### SHORT EXERCISE
Copy out each line of the material in which the word "components" appears.
○ ○ ○
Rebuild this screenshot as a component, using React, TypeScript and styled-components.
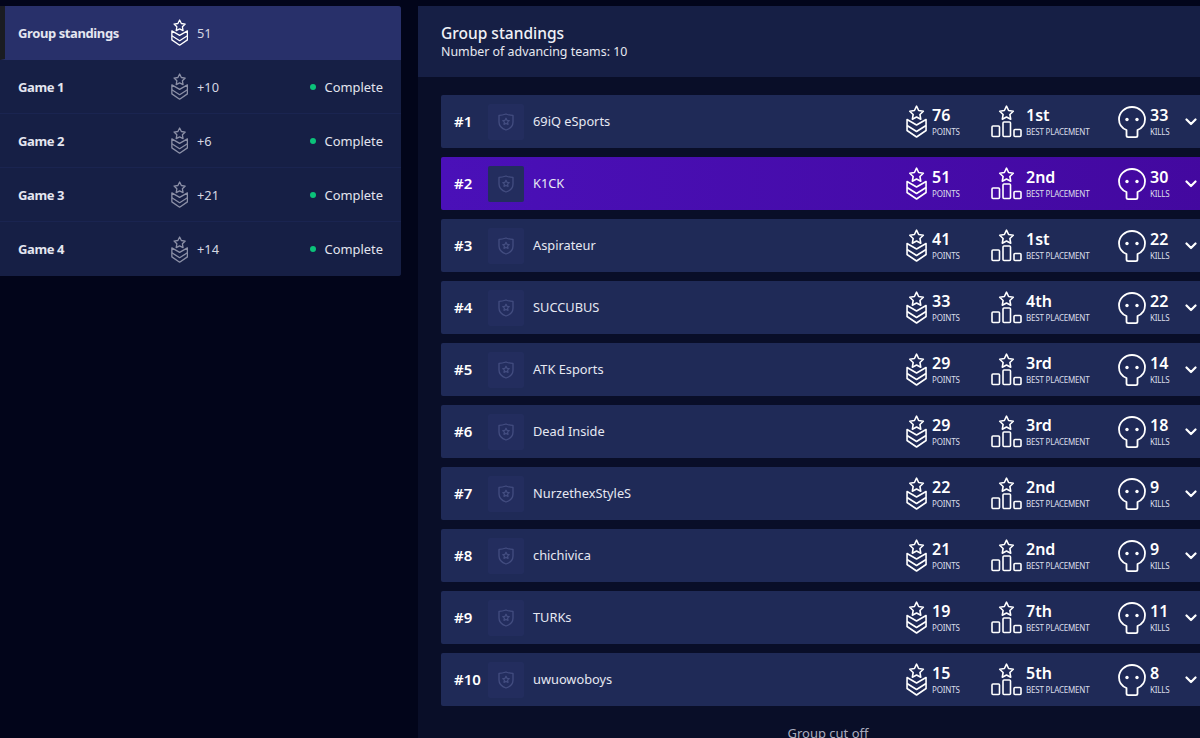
import styled, { createGlobalStyle } from 'styled-components';

interface Team {
  name: string;
  points: number;
  placement: string;
  kills: number;
}

const games = [
  { name: 'Game 1', score: '+10' },
  { name: 'Game 2', score: '+6' },
  { name: 'Game 3', score: '+21' },
  { name: 'Game 4', score: '+14' },
];

const teams: Team[] = [
  { name: '69iQ eSports', points: 76, placement: '1st', kills: 33 },
  { name: 'K1CK', points: 51, placement: '2nd', kills: 30 },
  { name: 'Aspirateur', points: 41, placement: '1st', kills: 22 },
  { name: 'SUCCUBUS', points: 33, placement: '4th', kills: 22 },
  { name: 'ATK Esports', points: 29, placement: '3rd', kills: 14 },
  { name: 'Dead Inside', points: 29, placement: '3rd', kills: 18 },
  { name: 'NurzethexStyleS', points: 22, placement: '2nd', kills: 9 },
  { name: 'chichivica', points: 21, placement: '2nd', kills: 9 },
  { name: 'TURKs', points: 19, placement: '7th', kills: 11 },
  { name: 'uwuowoboys', points: 15, placement: '5th', kills: 8 },
];

const STAR = 'M10 1.2l2.1 4.3 4.7.7-3.4 3.3.8 4.7-4.2-2.2-4.2 2.2.8-4.7-3.4-3.3 4.7-.7z';

function BadgeIcon({ size }: { size: number }) {
  return (
    <svg width={size * 0.64} height={size} viewBox="0 0 21 33" fill="none" stroke="currentColor" strokeWidth="1.6" strokeLinejoin="round">
      <g transform="translate(0.5 0)">
        <path d={STAR} />
      </g>
      <path d="M1 14.500l9.500 5.500 9.500-5.500v11l-9.500 6.500-9.500-6.500z" />
      <path d="M1 20.500l9.500 6 9.500-6" />
    </svg>
  );
}

function PodiumIcon() {
  return (
    <svg width="31" height="33" viewBox="0 0 31 33" fill="none" stroke="currentColor" strokeWidth="1.6" strokeLinejoin="round">
      <g transform="translate(5.500 0)">
        <path d={STAR} />
      </g>
      <rect x="1" y="21" width="7.500" height="10.500" rx="1" />
      <rect x="12" y="17" width="7.500" height="14.500" rx="1" />
      <rect x="23" y="24.500" width="7" height="7" rx="1" />
    </svg>
  );
}

function SkullIcon() {
  return (
    <svg width="28" height="32" viewBox="0 0 28 32" fill="none" stroke="currentColor" strokeWidth="1.8" strokeLinejoin="round">
      <path d="M14 1C6.800 1 1 6.500 1 13.200c0 4.800 2.900 8.900 7.500 10.800v5.500a1.600 1.600 0 0 0 1.600 1.600h7.800a1.600 1.600 0 0 0 1.600-1.600V24c4.600-1.900 7.500-6 7.500-10.800C27 6.500 21.200 1 14 1z" />
      <circle cx="9" cy="13.500" r="1.700" fill="currentColor" stroke="none" />
      <circle cx="19" cy="13.500" r="1.700" fill="currentColor" stroke="none" />
    </svg>
  );
}

function ShieldIcon() {
  return (
    <svg width="16" height="18" viewBox="0 0 16 18" fill="none" stroke="#434d80" strokeWidth="1.300" strokeLinejoin="round">
      <path d="M1 2.400C3.500 2.400 5.800 1.800 8 1c2.200.8 4.500 1.400 7 1.400V9c0 4-3 6.700-7 8-4-1.300-7-4-7-8z" />
      <path d="M8 5.300l1 2 2.200.3-1.600 1.500.4 2.200-2-1-2 1 .4-2.200-1.600-1.500 2.200-.3z" />
    </svg>
  );
}

function Chevron() {
  return (
    <svg width="12" height="8" viewBox="0 0 12 8" fill="none" stroke="currentColor" strokeWidth="2.200" strokeLinecap="round" strokeLinejoin="round">
      <path d="M1.500 1.500L6 6l4.500-4.500" />
    </svg>
  );
}

export default function App() {
  return (
    <>
      <GlobalStyle />
      <Page>
        <Sidebar>
          <SideRow $active>
            <SideName>Group standings</SideName>
            <SideIcon $active>
              <BadgeIcon size={27} />
            </SideIcon>
            <SideScore>51</SideScore>
          </SideRow>
          {games.map(game => (
            <SideRow key={game.name}>
              <SideName>{game.name}</SideName>
              <SideIcon>
                <BadgeIcon size={27} />
              </SideIcon>
              <SideScore>{game.score}</SideScore>
              <Status>
                <StatusDot />
                Complete
              </Status>
            </SideRow>
          ))}
        </Sidebar>
        <Main>
          <Header>
            <Title>Group standings</Title>
            <Subtitle>Number of advancing teams: 10</Subtitle>
          </Header>
          <TeamList>
            {teams.map((team, idx) => (
              <TeamRow key={team.name} $active={team.name === 'K1CK'}>
                <Rank>#{idx + 1}</Rank>
                <Logo>
                  <ShieldIcon />
                </Logo>
                <TeamName>{team.name}</TeamName>
                <Stat $width={85} $gap={5}>
                  <BadgeIcon size={33} />
                  <StatText>
                    <StatValue>{team.points}</StatValue>
                    <StatLabel>Points</StatLabel>
                  </StatText>
                </Stat>
                <Stat $width={127} $gap={4}>
                  <PodiumIcon />
                  <StatText>
                    <StatValue>{team.placement}</StatValue>
                    <StatLabel>Best placement</StatLabel>
                  </StatText>
                </Stat>
                <Stat $width={67} $gap={4}>
                  <SkullIcon />
                  <StatText>
                    <StatValue>{team.kills}</StatValue>
                    <StatLabel>Kills</StatLabel>
                  </StatText>
                </Stat>
                <Chevron />
              </TeamRow>
            ))}
          </TeamList>
          <CutOff>Group cut off</CutOff>
        </Main>
      </Page>
    </>
  );
}

const GlobalStyle = createGlobalStyle`
  html, body {
    margin: 0;
    height: 100%;
    overflow: hidden;
    background: #02051a;
  }
  body {
    font-family: "Noto Sans", "Open Sans", sans-serif;
    color: #fff;
  }
`;

const Page = styled.div`
  display: flex;
  align-items: flex-start;
  gap: 17px;
  width: 1238px;
  height: 738px;
  padding-top: 6px;
  box-sizing: border-box;
  overflow: hidden;
`;

const Sidebar = styled.div`
  flex: none;
  width: 401px;
  border-radius: 0 3px 3px 0;
  overflow: hidden;
  background: #161f45;
`;

const SideRow = styled.div<{ $active?: boolean }>`
  display: flex;
  align-items: center;
  height: 54px;
  box-sizing: border-box;
  padding: 0 18px 0 ${p => (p.$active ? 13 : 18)}px;
  background: ${p => (p.$active ? '#28306a' : '#161f45')};
  border-left: ${p => (p.$active ? '5px solid #1a1c22' : 'none')};
  border-bottom: 1px solid ${p => (p.$active ? '#28306a' : '#1a2450')};

  &:last-child {
    border-bottom: none;
  }
`;

const SideName = styled.div`
  width: 153px;
  font-size: 13px;
  font-weight: 700;
  letter-spacing: -0.4px;
  color: #e4e6f0;
`;

const SideIcon = styled.div<{ $active?: boolean }>`
  display: flex;
  width: 26px;
  color: ${p => (p.$active ? '#ffffff' : '#8b8fa6')};
`;

const SideScore = styled.div`
  font-size: 12.800px;
  color: #d5d7e2;
`;

const Status = styled.div`
  display: flex;
  align-items: center;
  gap: 9px;
  margin-left: auto;
  font-size: 12.900px;
  color: #e2e4ee;
`;

const StatusDot = styled.span`
  width: 6px;
  height: 6px;
  border-radius: 50%;
  background: #0bc27a;
`;

const Main = styled.div`
  flex: none;
  width: 820px;
  height: 732px;
  background: #090e28;
`;

const Header = styled.div`
  height: 71px;
  box-sizing: border-box;
  padding: 17px 23px 0;
  background: #161f45;
`;

const Title = styled.div`
  font-size: 15.500px;
  font-weight: 500;
  line-height: 20px;
  color: #f0f1f6;
`;

const Subtitle = styled.div`
  font-size: 12.400px;
  line-height: 17px;
  color: #e6e8f0;
`;

const TeamList = styled.div`
  display: flex;
  flex-direction: column;
  gap: 9px;
  padding: 18px 23px 0;
`;

const TeamRow = styled.div<{ $active?: boolean }>`
  display: flex;
  align-items: center;
  height: 53px;
  padding: 0 18px 0 13px;
  border-radius: 2px;
  background: ${p => (p.$active ? 'linear-gradient(90deg, #4a10b8, #43089f)' : '#1f2a57')};
`;

const Rank = styled.div`
  width: 34px;
  padding-bottom: 1px;
  font-size: 15px;
  font-weight: 600;
  white-space: nowrap;
`;

const Logo = styled.div`
  display: flex;
  align-items: center;
  justify-content: center;
  width: 36px;
  height: 36px;
  border-radius: 2px;
  background: #232d5e;
`;

const TeamName = styled.div`
  flex: 1;
  margin-left: 9px;
  padding-bottom: 1px;
  font-size: 12.800px;
  color: #e6e8f2;
`;

const Stat = styled.div<{ $width: number; $gap: number }>`
  display: flex;
  align-items: center;
  gap: ${p => p.$gap}px;
  width: ${p => p.$width}px;
`;

const StatText = styled.div`
  display: flex;
  flex-direction: column;
  padding-top: 2px;
`;

const StatValue = styled.span`
  font-size: 16px;
  font-weight: 600;
  line-height: 19px;
`;

const StatLabel = styled.span`
  font-size: 8px;
  line-height: 14px;
  letter-spacing: -0.2px;
  text-transform: uppercase;
  color: #dcdeea;
  white-space: nowrap;
`;

const CutOff = styled.div`
  margin-top: 18px;
  text-align: center;
  font-size: 13px;
  color: #a9acbd;
`;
○ ○ ○
### TASK ANSWER
Rebuild this screenshot as a component, using React, TypeScript and styled-components.
import styled, { createGlobalStyle } from 'styled-components';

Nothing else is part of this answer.